Given her co-authorship with Goldhaber, Mazzei was able to choose the actors who would bring the characters she had written to life. They specifically sought out Barbie Ferreira and Dacre Montgomery as the duelling content moderator and content creator at the heart of the film. “I love Barbie,” Mazzei gushes. “She's an incredible performer, but more than that, she really brought a lot of herself to the material. I think her words were, ‘I'm a weird internet kid, too.’ Being in the limelight, she also saw a lot of herself in Margot in some of the loss of agency that we all feel when we’re exposed online or put too much of ourselves online.” She pauses to discuss the film’s final scene without spoiling it, and laughs at the memory (“I’ve never seen anyone go for it harder than Barbie”) before teasing a crucial moment with a concealed lipstick knife. “Films like The Silence of the Lambs were huge [inspirations], but a reference that was really fun was Legally Blonde. With the lipstick knife, I love when something is dismissed because it’s traditionally female-coded and then ultimately helps a character triumph.”

As for Montgomery’s camera-wielding villain, Arthur, Mazzei drew from the Lars Von Trier film The House That Jack Built in designing a character who regarded his crimes as a transcendent work of art. “Arthur similarly was a deep collaboration with Dacre. A lot of the costumes were his ideas: the stockings and that shirt he wears—there’s this tactile obsession that Arthur has, and Dacre brought so much of that to the character.” The cast is rounded out by Josie Totah, Jermaine Fowler, Kurt Yue, and pop superstar Charli xcx. Because of the distribution delays, this was the Brat singer’s first film role, a part she personally requested after reading a press release.

IFC and Shudder

Another key character is Aaron Holliday’s Ryan, Margot’s horror-loving roommate and best friend. While romantic relationships aren’t centred in the film, both Margot and Ryan are queer, and it was important to Mazzei to have a natural, straightforward kind of representation. “Including queer characters in my movies is something that I always do, pretty much,” she says. “I think in constructing Margot and Ryan, I just wanted to build out a really authentic friendship between two people who love each other. Their queerness isn't central to the story, but that's exactly the type of representation that I like. I don't necessarily think every story with queer characters needs to be about queerness—that’s not how it is in the real world, right? There just are people who are queer, myself included.”

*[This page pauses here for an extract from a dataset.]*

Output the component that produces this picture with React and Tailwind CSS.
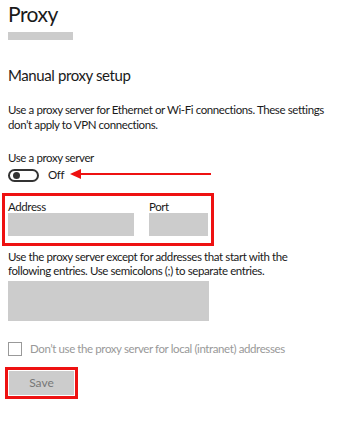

With everything from Reddit to real snuff films appearing in the film, Mazzei also strived for authenticity in how Faces of Death shows its characters using the internet. “It’s something we started developing a language for with our first film,” she recalls. “If someone were to watch someone cam or watch someone on their phone or computer, it would be incredibly boring. But the experience of using my phone or computer is incredibly stimulating. We try to frame these shots in the same way, to put you in the character’s POV.” Mazzei has enhanced that visual language with a meticulous attention to detail: Cam had an additional 98-page script expressly dedicated to online chats, while Faces of Death’s Reddit threads are filled with believable, humorous comments. “A lot of why the internet might feel uncinematic on screen is because it's not actually representing how the internet feels. If you just fill a screen with filler text, audiences aren’t going to feel immersed in the experience of what it actually is like to be on Reddit.”

While Faces of Death doesn’t shy from mocking the jaded indifference of its characters to violence—or even the pleasure they take in it (see Charli xcx’s gorehound Gabby)—Mazzei unequivocally feels empathy towards such internet users. “I mean, I’m one of those people,” she laughs. “I don't think the film is trying to indict anyone for the content we are consuming. I think the film is pointing a finger at this ecosystem we've created, where we are controlled by these algorithms that want us to constantly engage in content. And the most addictive content is content that is violent or controversial, or makes you angry. I would encourage people to think about who's actually profiting from our doomscrolling, because I don't think it's us.” Where she did want to confront viewers was with the film’s use of licensed graphic content, put on screen after a series of long-winded legal work to get clearance. “We’re recontextualising this imagery. We’re taking the imagery that you're used to seeing on your phone, putting it in a movie theatre, and asking you, ‘Does this feel uncomfortable? Does this feel wrong?’”

Photo: Sarah Eiseman

After shooting in 2023, a finished cut of Faces of Death was ready to go two years ago, but was pulled from SXSW shortly before the festival. Like its source material, the reboot has faced its fair share of hurdles in getting in front of audiences. The worry for Mazzei became whether the film would still hold relevance, but with the foresight to centre the film on a TikTok-like app back when she started on the project in 2019—only shortly after the platform had changed its name from music.ly—she didn’t need to be concerned. “What's so crazy is it absolutely feels more resonant today,” she says. “For me, I was never trying to tap into the internet exactly as it is in one moment, but I wanted to evoke how the internet feels and help make some of these ideas a little more timeless.” Looking back, Mazzei feels a degree of gratitude for the distribution struggles. “We’re essentially pointing the finger at massive tech corporations that are profiting off violence. That’s a thorny thought to present to the world. So finding the right distributor who was excited that it was risky and dangerous was so important. I feel like the movie is coming out at the exact right time with the exact right partners.”

With so much of Faces of Death focusing on today’s fascination with imitation, trends, and remakes, Mazzei and Goldhaber’s film, like the original, seems to be just the sort of movie that would lend itself to a sequel—and the screenwriter and producer is intrigued. “I’m always open to exploring that,” she says. “There’s something very interesting about remake culture, and there’s something very interesting about sequel culture. I’m absolutely happy to engage with the culture of the time I live in.”

Faces of Death hits US theatres April 10th.